(begin)

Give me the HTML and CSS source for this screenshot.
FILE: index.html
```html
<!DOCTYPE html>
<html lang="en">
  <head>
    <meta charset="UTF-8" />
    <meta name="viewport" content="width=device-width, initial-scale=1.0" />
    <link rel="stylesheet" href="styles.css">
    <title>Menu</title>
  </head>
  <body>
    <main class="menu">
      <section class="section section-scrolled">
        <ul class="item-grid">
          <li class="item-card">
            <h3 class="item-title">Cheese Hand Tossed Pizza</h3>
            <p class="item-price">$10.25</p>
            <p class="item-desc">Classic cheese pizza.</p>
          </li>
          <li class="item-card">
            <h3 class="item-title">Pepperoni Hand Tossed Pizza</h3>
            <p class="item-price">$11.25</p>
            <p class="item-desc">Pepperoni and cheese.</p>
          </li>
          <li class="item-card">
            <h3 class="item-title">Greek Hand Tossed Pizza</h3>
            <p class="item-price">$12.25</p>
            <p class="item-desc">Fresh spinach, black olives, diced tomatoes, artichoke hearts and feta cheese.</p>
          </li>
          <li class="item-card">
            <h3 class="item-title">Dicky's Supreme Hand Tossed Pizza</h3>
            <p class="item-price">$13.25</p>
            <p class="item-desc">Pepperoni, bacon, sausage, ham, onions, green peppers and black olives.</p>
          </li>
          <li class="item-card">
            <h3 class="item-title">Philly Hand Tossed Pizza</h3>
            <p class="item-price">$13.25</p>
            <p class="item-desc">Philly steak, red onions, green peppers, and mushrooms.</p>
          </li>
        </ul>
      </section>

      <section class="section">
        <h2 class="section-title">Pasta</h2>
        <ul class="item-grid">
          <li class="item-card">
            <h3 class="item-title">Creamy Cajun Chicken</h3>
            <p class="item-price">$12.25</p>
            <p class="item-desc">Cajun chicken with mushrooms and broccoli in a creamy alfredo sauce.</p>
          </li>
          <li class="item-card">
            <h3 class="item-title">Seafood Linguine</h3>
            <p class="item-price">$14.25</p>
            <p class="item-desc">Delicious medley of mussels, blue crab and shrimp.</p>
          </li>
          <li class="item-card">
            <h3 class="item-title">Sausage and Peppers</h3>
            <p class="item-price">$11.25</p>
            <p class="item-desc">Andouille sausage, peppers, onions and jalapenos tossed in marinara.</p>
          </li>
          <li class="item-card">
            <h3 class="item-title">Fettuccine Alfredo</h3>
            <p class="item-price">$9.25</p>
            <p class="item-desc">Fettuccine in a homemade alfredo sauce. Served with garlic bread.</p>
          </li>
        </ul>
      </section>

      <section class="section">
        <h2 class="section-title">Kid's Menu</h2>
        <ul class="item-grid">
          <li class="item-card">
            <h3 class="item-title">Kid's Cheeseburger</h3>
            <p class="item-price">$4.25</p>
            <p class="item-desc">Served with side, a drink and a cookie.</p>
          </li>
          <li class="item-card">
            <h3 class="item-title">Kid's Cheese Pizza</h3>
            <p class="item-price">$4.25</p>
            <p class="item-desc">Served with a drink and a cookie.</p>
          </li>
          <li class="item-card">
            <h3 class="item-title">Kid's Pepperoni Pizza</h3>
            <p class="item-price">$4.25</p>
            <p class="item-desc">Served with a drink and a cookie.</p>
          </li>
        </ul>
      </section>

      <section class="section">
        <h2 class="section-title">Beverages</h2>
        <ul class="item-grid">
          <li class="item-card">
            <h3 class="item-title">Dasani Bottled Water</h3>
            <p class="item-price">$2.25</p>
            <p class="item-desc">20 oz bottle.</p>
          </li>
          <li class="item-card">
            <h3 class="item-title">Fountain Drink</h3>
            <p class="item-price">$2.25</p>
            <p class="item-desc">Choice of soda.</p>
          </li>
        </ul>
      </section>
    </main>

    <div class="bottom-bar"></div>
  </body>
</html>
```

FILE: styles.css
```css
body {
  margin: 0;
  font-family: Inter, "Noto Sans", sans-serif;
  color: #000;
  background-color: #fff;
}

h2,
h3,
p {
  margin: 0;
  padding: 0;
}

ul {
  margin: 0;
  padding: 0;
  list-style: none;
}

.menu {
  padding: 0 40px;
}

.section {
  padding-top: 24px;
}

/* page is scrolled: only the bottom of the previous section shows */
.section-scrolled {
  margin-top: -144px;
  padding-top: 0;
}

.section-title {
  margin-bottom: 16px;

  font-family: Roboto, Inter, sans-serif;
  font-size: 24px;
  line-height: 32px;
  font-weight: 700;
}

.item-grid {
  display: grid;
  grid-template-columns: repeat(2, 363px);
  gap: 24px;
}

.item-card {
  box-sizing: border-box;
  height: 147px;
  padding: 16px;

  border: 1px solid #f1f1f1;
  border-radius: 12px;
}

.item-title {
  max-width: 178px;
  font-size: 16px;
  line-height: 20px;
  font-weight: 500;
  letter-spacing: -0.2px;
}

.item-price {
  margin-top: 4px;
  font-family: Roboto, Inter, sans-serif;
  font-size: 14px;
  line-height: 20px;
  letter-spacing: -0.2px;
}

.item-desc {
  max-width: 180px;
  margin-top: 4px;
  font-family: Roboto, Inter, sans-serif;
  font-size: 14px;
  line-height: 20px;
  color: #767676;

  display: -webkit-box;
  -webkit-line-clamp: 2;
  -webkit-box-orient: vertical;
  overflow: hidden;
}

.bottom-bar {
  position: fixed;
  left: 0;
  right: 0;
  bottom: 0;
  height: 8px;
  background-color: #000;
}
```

(end)

**WORK INSTRUCTIONS**
Please repeat the material above, word for word and in full.

**FULL SOLUTION**
Give me the HTML and CSS source for this screenshot.
FILE: index.html
```html
<!DOCTYPE html>
<html lang="en">
  <head>
    <meta charset="UTF-8" />
    <meta name="viewport" content="width=device-width, initial-scale=1.0" />
    <link rel="stylesheet" href="styles.css">
    <title>Menu</title>
  </head>
  <body>
    <main class="menu">
      <section class="section section-scrolled">
        <ul class="item-grid">
          <li class="item-card">
            <h3 class="item-title">Cheese Hand Tossed Pizza</h3>
            <p class="item-price">$10.25</p>
            <p class="item-desc">Classic cheese pizza.</p>
          </li>
          <li class="item-card">
            <h3 class="item-title">Pepperoni Hand Tossed Pizza</h3>
            <p class="item-price">$11.25</p>
            <p class="item-desc">Pepperoni and cheese.</p>
          </li>
          <li class="item-card">
            <h3 class="item-title">Greek Hand Tossed Pizza</h3>
            <p class="item-price">$12.25</p>
            <p class="item-desc">Fresh spinach, black olives, diced tomatoes, artichoke hearts and feta cheese.</p>
          </li>
          <li class="item-card">
            <h3 class="item-title">Dicky's Supreme Hand Tossed Pizza</h3>
            <p class="item-price">$13.25</p>
            <p class="item-desc">Pepperoni, bacon, sausage, ham, onions, green peppers and black olives.</p>
          </li>
          <li class="item-card">
            <h3 class="item-title">Philly Hand Tossed Pizza</h3>
            <p class="item-price">$13.25</p>
            <p class="item-desc">Philly steak, red onions, green peppers, and mushrooms.</p>
          </li>
        </ul>
      </section>

      <section class="section">
        <h2 class="section-title">Pasta</h2>
        <ul class="item-grid">
          <li class="item-card">
            <h3 class="item-title">Creamy Cajun Chicken</h3>
            <p class="item-price">$12.25</p>
            <p class="item-desc">Cajun chicken with mushrooms and broccoli in a creamy alfredo sauce.</p>
          </li>
          <li class="item-card">
            <h3 class="item-title">Seafood Linguine</h3>
            <p class="item-price">$14.25</p>
            <p class="item-desc">Delicious medley of mussels, blue crab and shrimp.</p>
          </li>
          <li class="item-card">
            <h3 class="item-title">Sausage and Peppers</h3>
            <p class="item-price">$11.25</p>
            <p class="item-desc">Andouille sausage, peppers, onions and jalapenos tossed in marinara.</p>
          </li>
          <li class="item-card">
            <h3 class="item-title">Fettuccine Alfredo</h3>
            <p class="item-price">$9.25</p>
            <p class="item-desc">Fettuccine in a homemade alfredo sauce. Served with garlic bread.</p>
          </li>
        </ul>
      </section>

      <section class="section">
        <h2 class="section-title">Kid's Menu</h2>
        <ul class="item-grid">
          <li class="item-card">
            <h3 class="item-title">Kid's Cheeseburger</h3>
            <p class="item-price">$4.25</p>
            <p class="item-desc">Served with side, a drink and a cookie.</p>
          </li>
          <li class="item-card">
            <h3 class="item-title">Kid's Cheese Pizza</h3>
            <p class="item-price">$4.25</p>
            <p class="item-desc">Served with a drink and a cookie.</p>
          </li>
          <li class="item-card">
            <h3 class="item-title">Kid's Pepperoni Pizza</h3>
            <p class="item-price">$4.25</p>
            <p class="item-desc">Served with a drink and a cookie.</p>
          </li>
        </ul>
      </section>

      <section class="section">
        <h2 class="section-title">Beverages</h2>
        <ul class="item-grid">
          <li class="item-card">
            <h3 class="item-title">Dasani Bottled Water</h3>
            <p class="item-price">$2.25</p>
            <p class="item-desc">20 oz bottle.</p>
          </li>
          <li class="item-card">
            <h3 class="item-title">Fountain Drink</h3>
            <p class="item-price">$2.25</p>
            <p class="item-desc">Choice of soda.</p>
          </li>
        </ul>
      </section>
    </main>

    <div class="bottom-bar"></div>
  </body>
</html>
```

FILE: styles.css
```css
body {
  margin: 0;
  font-family: Inter, "Noto Sans", sans-serif;
  color: #000;
  background-color: #fff;
}

h2,
h3,
p {
  margin: 0;
  padding: 0;
}

ul {
  margin: 0;
  padding: 0;
  list-style: none;
}

.menu {
  padding: 0 40px;
}

.section {
  padding-top: 24px;
}

/* page is scrolled: only the bottom of the previous section shows */
.section-scrolled {
  margin-top: -144px;
  padding-top: 0;
}

.section-title {
  margin-bottom: 16px;

  font-family: Roboto, Inter, sans-serif;
  font-size: 24px;
  line-height: 32px;
  font-weight: 700;
}

.item-grid {
  display: grid;
  grid-template-columns: repeat(2, 363px);
  gap: 24px;
}

.item-card {
  box-sizing: border-box;
  height: 147px;
  padding: 16px;

  border: 1px solid #f1f1f1;
  border-radius: 12px;
}

.item-title {
  max-width: 178px;
  font-size: 16px;
  line-height: 20px;
  font-weight: 500;
  letter-spacing: -0.2px;
}

.item-price {
  margin-top: 4px;
  font-family: Roboto, Inter, sans-serif;
  font-size: 14px;
  line-height: 20px;
  letter-spacing: -0.2px;
}

.item-desc {
  max-width: 180px;
  margin-top: 4px;
  font-family: Roboto, Inter, sans-serif;
  font-size: 14px;
  line-height: 20px;
  color: #767676;

  display: -webkit-box;
  -webkit-line-clamp: 2;
  -webkit-box-orient: vertical;
  overflow: hidden;
}

.bottom-bar {
  position: fixed;
  left: 0;
  right: 0;
  bottom: 0;
  height: 8px;
  background-color: #000;
}
```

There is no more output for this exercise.